Instructions to follow:
Without including the pictures, copy out every line below.

▼

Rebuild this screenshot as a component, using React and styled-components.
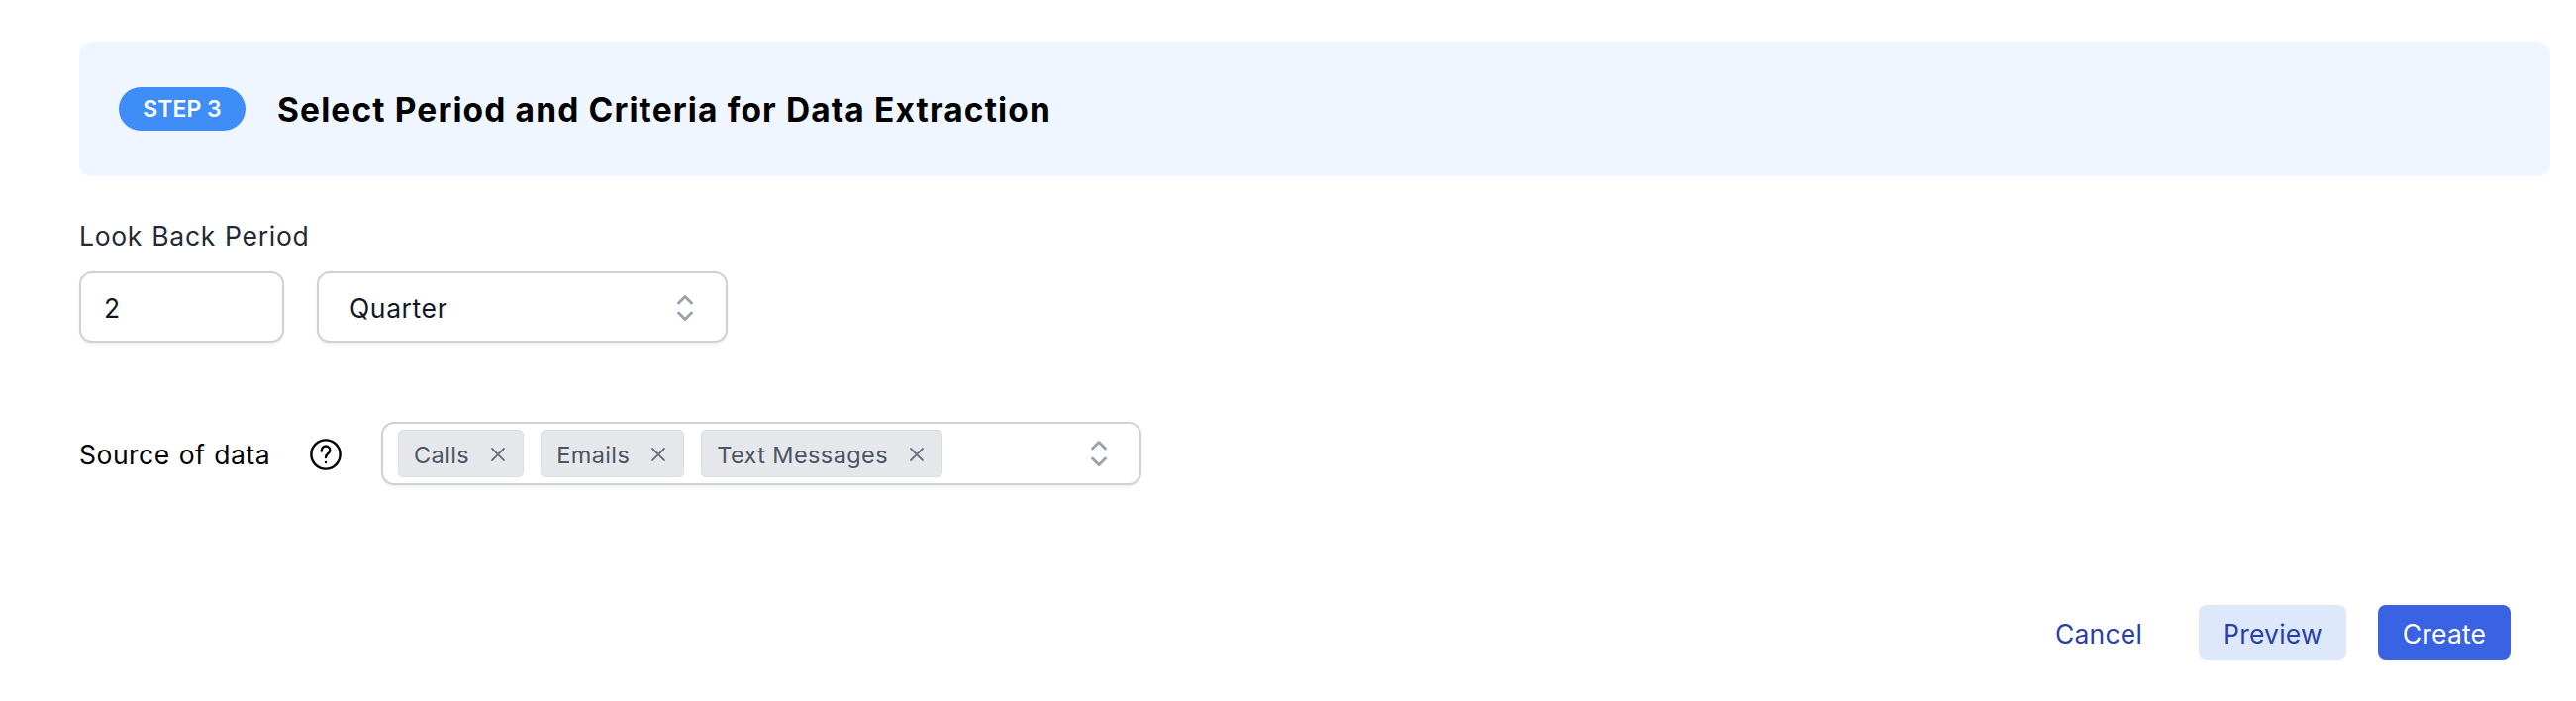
import React from "react";
import styled, { createGlobalStyle } from "styled-components";

const Global = createGlobalStyle`
  html, body { margin: 0; padding: 0; background: #fff; }
  body { font-family: Inter, "Liberation Sans", sans-serif; }
`;

const Page = styled.div`
  width: 2602px;
  height: 708px;
  box-sizing: border-box;
  padding: 42px 26px 0 80px;
  display: flex;
  flex-direction: column;
  overflow: hidden;
`;

const Banner = styled.header`
  height: 136px;
  box-sizing: border-box;
  background: #eff6ff;
  border-radius: 13px;
  padding: 0 0 0 40px;
  display: flex;
  align-items: center;
  gap: 32px;
`;

const StepPill = styled.span`
  width: 128px;
  height: 44px;
  border-radius: 22px;
  background: #3f8ef8;
  color: #fff;
  font-size: 23px;
  font-weight: 600;
  display: flex;
  align-items: center;
  justify-content: center;
`;

const Title = styled.h1`
  margin: 2px 0 0;
  font-size: 33.5px;
  font-weight: 700;
  letter-spacing: 1.13px;
  color: #000;
`;

const FieldLabel = styled.label`
  display: block;
  margin-top: 44px;
  height: 32px;
  line-height: 32px;
  font-size: 26.5px;
  font-weight: 400;
  letter-spacing: 0.7px;
  word-spacing: 1px;
  color: #1f2937;
`;

const PeriodRow = styled.div`
  margin-top: 20px;
  display: flex;
  gap: 33px;
`;

const Control = styled.div`
  box-sizing: border-box;
  height: 72px;
  width: ${(p) => p.$w}px;
  background: #fff;
  border: 2px solid #cdd1d8;
  border-radius: 13px;
  box-shadow: 0 2px 3px rgba(0, 0, 0, 0.05);
  display: flex;
  align-items: center;
  justify-content: space-between;
  padding: 2px 30px 0 ${(p) => p.$pl}px;
  font-size: 26.5px;
  letter-spacing: 0.6px;
  color: #111827;
`;

const SourceRow = styled.div`
  margin-top: 80px;
  display: flex;
  align-items: center;
`;

const SourceLabel = styled.span`
  width: 233px;
  padding-top: 1px;
  font-size: 26.5px;
  letter-spacing: 0.5px;
  word-spacing: 1px;
  color: #000;
`;

const HelpIcon = styled.svg`
  width: 32px;
  height: 32px;
  margin: 1px 40px 0 0;
  flex: none;
`;

const TagBox = styled.div`
  box-sizing: border-box;
  width: 768px;
  height: 64px;
  background: #fff;
  border: 2px solid #cdd1d8;
  border-radius: 13px;
  box-shadow: 0 2px 3px rgba(0, 0, 0, 0.05);
  display: flex;
  align-items: center;
  gap: 17px;
  padding: 0 30px 0 15px;
`;

const Chip = styled.span`
  box-sizing: border-box;
  height: 48px;
  display: inline-flex;
  align-items: center;
  gap: 21px;
  padding: 2px 17px 0 15px;
  background: #e5e7eb;
  border: 1px solid #dadde2;
  border-radius: 5px;
  font-size: 23.5px;
  letter-spacing: 0.4px;
  color: #4b5563;
`;

const ChipX = styled.svg`
  width: 16px;
  height: 16px;
  flex: none;
  margin-top: -1px;
`;

const Chevrons = styled.svg`
  width: 22px;
  height: 34px;
  flex: none;
  margin-left: auto;
`;

const Actions = styled.div`
  margin-top: 121px;
  display: flex;
  justify-content: flex-end;
  align-items: center;
  gap: 32px;
  padding-right: 40px;
`;

const Button = styled.button`
  height: 56px;
  width: ${(p) => p.$w}px;
  border: 0;
  border-radius: 8px;
  padding: 2px 0 0;
  font: 400 26.5px Inter, "Liberation Sans", sans-serif;
  letter-spacing: 0.2px;
  background: ${(p) => p.$bg};
  color: ${(p) => p.$fg};
`;

const Updown = () => (
  <Chevrons viewBox="0 0 22 34" fill="none" stroke="#9ca3af" strokeWidth="3" strokeLinecap="round" strokeLinejoin="round">
    <path d="M4.5 12 L11 5.5 L17.5 12" />
    <path d="M4.5 22 L11 28.5 L17.5 22" />
  </Chevrons>
);

const Tag = ({ children }) => (
  <Chip>
    {children}
    <ChipX viewBox="0 0 16 16" fill="none" stroke="#6b7280" strokeWidth="1.8" strokeLinecap="round">
      <path d="M2 2 L14 14 M14 2 L2 14" />
    </ChipX>
  </Chip>
);

export default function App() {
  return (
    <>
      <Global />
      <Page>
        <Banner>
          <StepPill>STEP 3</StepPill>
          <Title>Select Period and Criteria for Data Extraction</Title>
        </Banner>
        <FieldLabel>Look Back Period</FieldLabel>
        <PeriodRow>
          <Control $w={207} $pl={23}>2</Control>
          <Control $w={415} $pl={31}>
            Quarter
            <Updown />
          </Control>
        </PeriodRow>
        <SourceRow>
          <SourceLabel>Source of data</SourceLabel>
          <HelpIcon viewBox="0 0 32 32" fill="none" stroke="#000" strokeWidth="2.4" strokeLinecap="round">
            <circle cx="16" cy="16" r="14.6" />
            <path d="M11.8 12.5 C11.8 9.5 13.8 7.5 16 7.5 C18.5 7.5 20.3 9.5 20.3 11.8 C20.3 14 18.8 15 17.5 16 C16.5 16.8 16 17.5 16 19" />
            <path d="M16 24 L16 24.1" />
          </HelpIcon>
          <TagBox>
            <Tag>Calls</Tag>
            <Tag>Emails</Tag>
            <Tag>Text Messages</Tag>
            <Updown />
          </TagBox>
        </SourceRow>
        <Actions>
          <Button $w={138} $bg="#fff" $fg="#2840a8">Cancel</Button>
          <Button $w={149} $bg="#dee8fb" $fg="#2840a8">Preview</Button>
          <Button $w={134} $bg="#3a63e3" $fg="#fff">Create</Button>
        </Actions>
      </Page>
    </>
  );
}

▲

Response:
Rebuild this screenshot as a component, using React and styled-components.
import React from "react";
import styled, { createGlobalStyle } from "styled-components";

const Global = createGlobalStyle`
  html, body { margin: 0; padding: 0; background: #fff; }
  body { font-family: Inter, "Liberation Sans", sans-serif; }
`;

const Page = styled.div`
  width: 2602px;
  height: 708px;
  box-sizing: border-box;
  padding: 42px 26px 0 80px;
  display: flex;
  flex-direction: column;
  overflow: hidden;
`;

const Banner = styled.header`
  height: 136px;
  box-sizing: border-box;
  background: #eff6ff;
  border-radius: 13px;
  padding: 0 0 0 40px;
  display: flex;
  align-items: center;
  gap: 32px;
`;

const StepPill = styled.span`
  width: 128px;
  height: 44px;
  border-radius: 22px;
  background: #3f8ef8;
  color: #fff;
  font-size: 23px;
  font-weight: 600;
  display: flex;
  align-items: center;
  justify-content: center;
`;

const Title = styled.h1`
  margin: 2px 0 0;
  font-size: 33.5px;
  font-weight: 700;
  letter-spacing: 1.13px;
  color: #000;
`;

const FieldLabel = styled.label`
  display: block;
  margin-top: 44px;
  height: 32px;
  line-height: 32px;
  font-size: 26.5px;
  font-weight: 400;
  letter-spacing: 0.7px;
  word-spacing: 1px;
  color: #1f2937;
`;

const PeriodRow = styled.div`
  margin-top: 20px;
  display: flex;
  gap: 33px;
`;

const Control = styled.div`
  box-sizing: border-box;
  height: 72px;
  width: ${(p) => p.$w}px;
  background: #fff;
  border: 2px solid #cdd1d8;
  border-radius: 13px;
  box-shadow: 0 2px 3px rgba(0, 0, 0, 0.05);
  display: flex;
  align-items: center;
  justify-content: space-between;
  padding: 2px 30px 0 ${(p) => p.$pl}px;
  font-size: 26.5px;
  letter-spacing: 0.6px;
  color: #111827;
`;

const SourceRow = styled.div`
  margin-top: 80px;
  display: flex;
  align-items: center;
`;

const SourceLabel = styled.span`
  width: 233px;
  padding-top: 1px;
  font-size: 26.5px;
  letter-spacing: 0.5px;
  word-spacing: 1px;
  color: #000;
`;

const HelpIcon = styled.svg`
  width: 32px;
  height: 32px;
  margin: 1px 40px 0 0;
  flex: none;
`;

const TagBox = styled.div`
  box-sizing: border-box;
  width: 768px;
  height: 64px;
  background: #fff;
  border: 2px solid #cdd1d8;
  border-radius: 13px;
  box-shadow: 0 2px 3px rgba(0, 0, 0, 0.05);
  display: flex;
  align-items: center;
  gap: 17px;
  padding: 0 30px 0 15px;
`;

const Chip = styled.span`
  box-sizing: border-box;
  height: 48px;
  display: inline-flex;
  align-items: center;
  gap: 21px;
  padding: 2px 17px 0 15px;
  background: #e5e7eb;
  border: 1px solid #dadde2;
  border-radius: 5px;
  font-size: 23.5px;
  letter-spacing: 0.4px;
  color: #4b5563;
`;

const ChipX = styled.svg`
  width: 16px;
  height: 16px;
  flex: none;
  margin-top: -1px;
`;

const Chevrons = styled.svg`
  width: 22px;
  height: 34px;
  flex: none;
  margin-left: auto;
`;

const Actions = styled.div`
  margin-top: 121px;
  display: flex;
  justify-content: flex-end;
  align-items: center;
  gap: 32px;
  padding-right: 40px;
`;

const Button = styled.button`
  height: 56px;
  width: ${(p) => p.$w}px;
  border: 0;
  border-radius: 8px;
  padding: 2px 0 0;
  font: 400 26.5px Inter, "Liberation Sans", sans-serif;
  letter-spacing: 0.2px;
  background: ${(p) => p.$bg};
  color: ${(p) => p.$fg};
`;

const Updown = () => (
  <Chevrons viewBox="0 0 22 34" fill="none" stroke="#9ca3af" strokeWidth="3" strokeLinecap="round" strokeLinejoin="round">
    <path d="M4.5 12 L11 5.5 L17.5 12" />
    <path d="M4.5 22 L11 28.5 L17.5 22" />
  </Chevrons>
);

const Tag = ({ children }) => (
  <Chip>
    {children}
    <ChipX viewBox="0 0 16 16" fill="none" stroke="#6b7280" strokeWidth="1.8" strokeLinecap="round">
      <path d="M2 2 L14 14 M14 2 L2 14" />
    </ChipX>
  </Chip>
);

export default function App() {
  return (
    <>
      <Global />
      <Page>
        <Banner>
          <StepPill>STEP 3</StepPill>
          <Title>Select Period and Criteria for Data Extraction</Title>
        </Banner>
        <FieldLabel>Look Back Period</FieldLabel>
        <PeriodRow>
          <Control $w={207} $pl={23}>2</Control>
          <Control $w={415} $pl={31}>
            Quarter
            <Updown />
          </Control>
        </PeriodRow>
        <SourceRow>
          <SourceLabel>Source of data</SourceLabel>
          <HelpIcon viewBox="0 0 32 32" fill="none" stroke="#000" strokeWidth="2.4" strokeLinecap="round">
            <circle cx="16" cy="16" r="14.6" />
            <path d="M11.8 12.5 C11.8 9.5 13.8 7.5 16 7.5 C18.5 7.5 20.3 9.5 20.3 11.8 C20.3 14 18.8 15 17.5 16 C16.5 16.8 16 17.5 16 19" />
            <path d="M16 24 L16 24.1" />
          </HelpIcon>
          <TagBox>
            <Tag>Calls</Tag>
            <Tag>Emails</Tag>
            <Tag>Text Messages</Tag>
            <Updown />
          </TagBox>
        </SourceRow>
        <Actions>
          <Button $w={138} $bg="#fff" $fg="#2840a8">Cancel</Button>
          <Button $w={149} $bg="#dee8fb" $fg="#2840a8">Preview</Button>
          <Button $w={134} $bg="#3a63e3" $fg="#fff">Create</Button>
        </Actions>
      </Page>
    </>
  );
}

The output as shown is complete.